In short, it is amazing and awesome and work and responsibility.
Being who I am, I see my position as one of massive responsibility. The job I've chosen is one which involves making sure that multiple people feel connected to me, do not feel any loss of time or affection in a negative way, feel secure in their position and relationship with me, and do not feel as though they are only getting "part" of a relationship. I remain acutely aware that they have no one else to provide those things for them, while I am fortunate enough to have the opportunity to meet my needs with each of them. I have (by my own reckoning) to be the best communicator, the most secure, the most thankful, the happiest, the least needful... Yes, it is kind of ridiculous, but those are what I consider my hingely duties.

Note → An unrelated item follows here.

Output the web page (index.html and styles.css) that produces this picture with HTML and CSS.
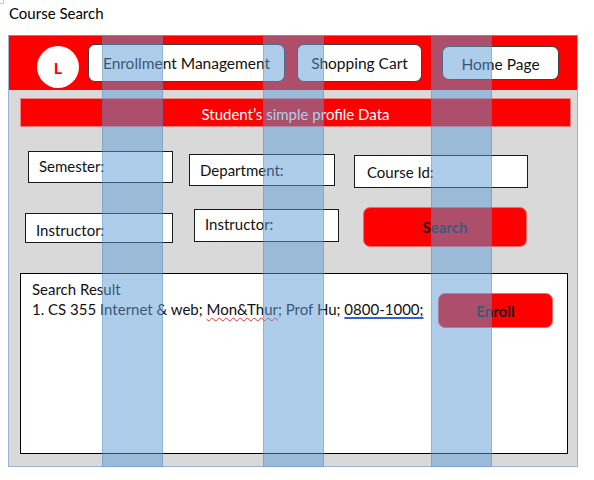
FILE: index.html
```html
<!DOCTYPE html>
<html>
<head>
<meta charset="utf-8">
<link rel="stylesheet" href="styles.css">
</head>
<body>
<div class="page">
  <div class="corner"></div>
  <div class="title">Course Search</div>
  <div class="frame">
    <div class="header">
      <div class="logo">L</div>
      <div class="navbtn nav-enroll">Enrollment Management</div>
      <div class="navbtn nav-cart">Shopping Cart</div>
      <div class="navbtn nav-home">Home Page</div>
    </div>
    <div class="body">
      <div class="profile">Student’s simple profile Data</div>
      <div class="row row1">
        <div class="field f-sem">Semester:</div>
        <div class="field f-dept">Department:</div>
        <div class="field f-course">Course Id:</div>
      </div>
      <div class="row row2">
        <div class="field f-inst1">Instructor:</div>
        <div class="field f-inst2">Instructor:</div>
        <div class="redbtn search">Search</div>
      </div>
      <div class="results">
        <div class="res-text">
          <div>Search Result</div>
          <div>1. CS 355 Internet &amp; web; <span class="spell">Mon&amp;Thur</span>; Prof Hu; <span class="link">0800-1000;</span></div>
        </div>
        <div class="redbtn enroll">Enroll</div>
      </div>
    </div>
  </div>
  <div class="stripe s1"></div>
  <div class="stripe s2"></div>
  <div class="stripe s3"></div>
</div>
</body>
</html>
```
FILE: styles.css
```css
html, body {
  margin: 0;
  padding: 0;
  background: #ffffff;
}
.page {
  position: relative;
  width: 594px;
  height: 480px;
  font-family: "Lato", "Open Sans", sans-serif;
  font-size: 15px;
  color: #000;
}
.corner {
  position: absolute;
  left: 0;
  top: 0;
  width: 3px;
  height: 3px;
  border-right: 1px solid #c8c8c8;
  border-bottom: 1px solid #c8c8c8;
}
.title {
  padding: 4px 0 0 9px;
  height: 35px;
  box-sizing: border-box;
  line-height: 18px;
}
.frame {
  margin-left: 8px;
  width: 570px;
  height: 432px;
  box-sizing: border-box;
  border: 1px solid #9db3d3;
  border-top: 1px solid #f06060;
  background: #d9d9d9;
}
.header {
  height: 54px;
  background: #ff0000;
  display: flex;
  align-items: center;
}
.logo {
  margin-left: 28px;
  margin-top: 8px;
  width: 42px;
  height: 42px;
  border-radius: 50%;
  background: #fff;
  color: #ff0000;
  font-weight: 700;
  font-size: 16px;
  display: flex;
  align-items: center;
  justify-content: center;
}
.navbtn {
  box-sizing: border-box;
  height: 38px;
  background: #fff;
  border: 1.5px solid #3f3f3f;
  border-radius: 7px;
  display: flex;
  align-items: center;
  justify-content: center;
  color: #111;
  font-size: 15.5px;
}
.nav-enroll { margin-left: 9px; width: 197px; }
.nav-cart { margin-left: 12px; width: 125px; }
.nav-home { margin-left: 20px; width: 117px; height: 34px; padding-top: 2px; }
.body {
  padding: 8px 0 0 0;
}
.profile {
  margin-left: 11px;
  width: 551px;
  height: 29px;
  box-sizing: border-box;
  background: #ff0000;
  border: 1px solid #f58080;
  color: #fff;
  display: flex;
  align-items: center;
  justify-content: center;
  padding-top: 2px;
}
.row {
  display: flex;
  align-items: flex-start;
}
.row1 { margin-top: 24px; height: 56px; }
.row2 { height: 66px; }
.field {
  box-sizing: border-box;
  background: #fff;
  border: 1.5px solid #1a1a1a;
  display: flex;
  align-items: center;
  padding-left: 10px;
  color: #111;
}
.f-sem { margin-left: 19px; width: 145px; height: 32px; padding-bottom: 3px; }
.f-dept { margin-left: 16px; margin-top: 3px; width: 146px; height: 32px; }
.f-course { margin-left: 19px; margin-top: 4px; width: 174px; height: 33px; padding-left: 12px; }
.f-inst1 { margin-left: 16px; margin-top: 6px; width: 148px; height: 30px; padding-top: 3px; }
.f-inst2 { margin-left: 21px; margin-top: 2px; width: 145px; height: 33px; padding-bottom: 3px; }
.redbtn {
  box-sizing: border-box;
  background: #ff0000;
  border: 1px solid #f26b6b;
  border-radius: 7px;
  display: flex;
  align-items: center;
  justify-content: center;
  font-weight: 700;
  color: #1a1a1a;
}
.search { margin-left: 24px; width: 164px; height: 40px; }
.results {
  margin-left: 11px;
  width: 548px;
  height: 181px;
  box-sizing: border-box;
  background: #fff;
  border: 1.5px solid #000;
  display: flex;
  align-items: flex-start;
}
.res-text {
  padding: 5px 0 0 11px;
  line-height: 20px;
  color: #111;
}
.spell {
  text-decoration: underline wavy #e03030;
  text-decoration-thickness: 1px;
  text-underline-offset: 2px;
}
.link {
  text-decoration: underline #2d62d6;
  text-decoration-thickness: 1.5px;
  text-underline-offset: 2px;
}
.enroll {
  margin-left: auto;
  margin-right: 14px;
  margin-top: 19px;
  width: 115px;
  height: 35px;
}
.stripe {
  position: absolute;
  top: 36px;
  width: 61px;
  height: 431px;
  box-sizing: border-box;
  background: rgba(91, 155, 213, 0.5);
  border-left: 1px solid rgba(65, 113, 156, 0.25);
  border-right: 1px solid rgba(65, 113, 156, 0.25);
}
.s1 { left: 102px; }
.s2 { left: 263px; }
.s3 { left: 431px; }
```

Sometimes, I push aside my own needs and wants for reassurance and security because I feel that it isn't fair, being in the position I'm in and needing those things. I'm the one who gets all of the benefits of the multiple relationships, right?
Well, yes and no. To be honest, my favorite moments in this adventure are the ones in which my partners express positive feelings toward each other. They might not be connected if it wasn't for me, but they do share something special just by virtue of this life we've all chosen. My partners are fantastic enough to recognize that I have these responsibilities and this work, and though I have *chosen* to take them so seriously, that is a part of what makes me who I am. And who I am is why they choose to be with me. They know that I don't just get a bunch of fun parts (though there are many fun parts), and they are able to appreciate that the others provide things which bring me happiness, and if I'm happy, they are able to see that as a good thing.
My relationship preferences (the lack of rules, the lack of control, and many of the philosophies I've chosen) have sort of by accident decided their relationship preferences. They do not expect to control my relationships, they know that I will honor my relationships (and that if I do not, they need to bring it up with me), and they recognize that they are not sharing me, but that I am choosing to share myself with them. They do not expect me to come up with rigid schedules, or spend time with them if I don't want to (though that isn't really an issue). They consent to my ideas of how to handle new physical relationships, my ideas of honesty and disclosure, and seem to agree on most concepts I've brought forth. In general, I see it as my duty as a hinge to be *more* permissive with my partners than they are with me, but in reality if I were any more permissive (and honestly, if they were any more permissive with themselves), we would be getting into risky territory, and no one wants that.
One of the ways I consider myself extremely fortunate is that no one in our current situation seems to have any conflicting ideas or philosophies on how relationships should be conducted. That makes things at least a billion times easier for all of us. Some of the stuff Horus and I went through, though *we* were both confident in our ability to handle and negotiate things, gave me a clearer appreciation for the easy meshing of relationship styles that has been happening in my world. Which also brings me to the idea that one of my duties is to make sure any future relationships mesh well with the ones already in place. I already had a vague idea that this would be important, but that has also been proven to me more thoroughly as of late. Even if my partners get along, any discomfort or chaos in one of their lives definitely affects the other(s), because of the fact that it affects me. Ptah handled the chaos that I inadvertently brought him well, but I am still uncomfortable with the fact that I brought it to him. Because another thing that I see as my responsibility is the idea that I should give peace and comfort to my partners as much as possible, and uncertainty and insecurity as little as possible.
Some of the barriers involving expression and interaction between Horus and myself have been crossed lately, and that has all been going amazingly well. In fact, so well that I have expressed the feeling that I keep expecting something disastrous to happen between us... and while some things have not gone as well for him as one might have hoped, all of the stuff between us is just awesome. And though I have some guilt for that (because guilt is my thing, you know), much of that is gone when I express that awesomeness to Ptah and he is genuinely happy for us. Not just for me, but also for Horus, and for our relationship.
So while I see being a hinge as a huge job, and not always one I'm up to, the people I've chosen to have in my life give me much peace and happiness. They make it easy to be in my position.
I know you guys will read this... so thank you.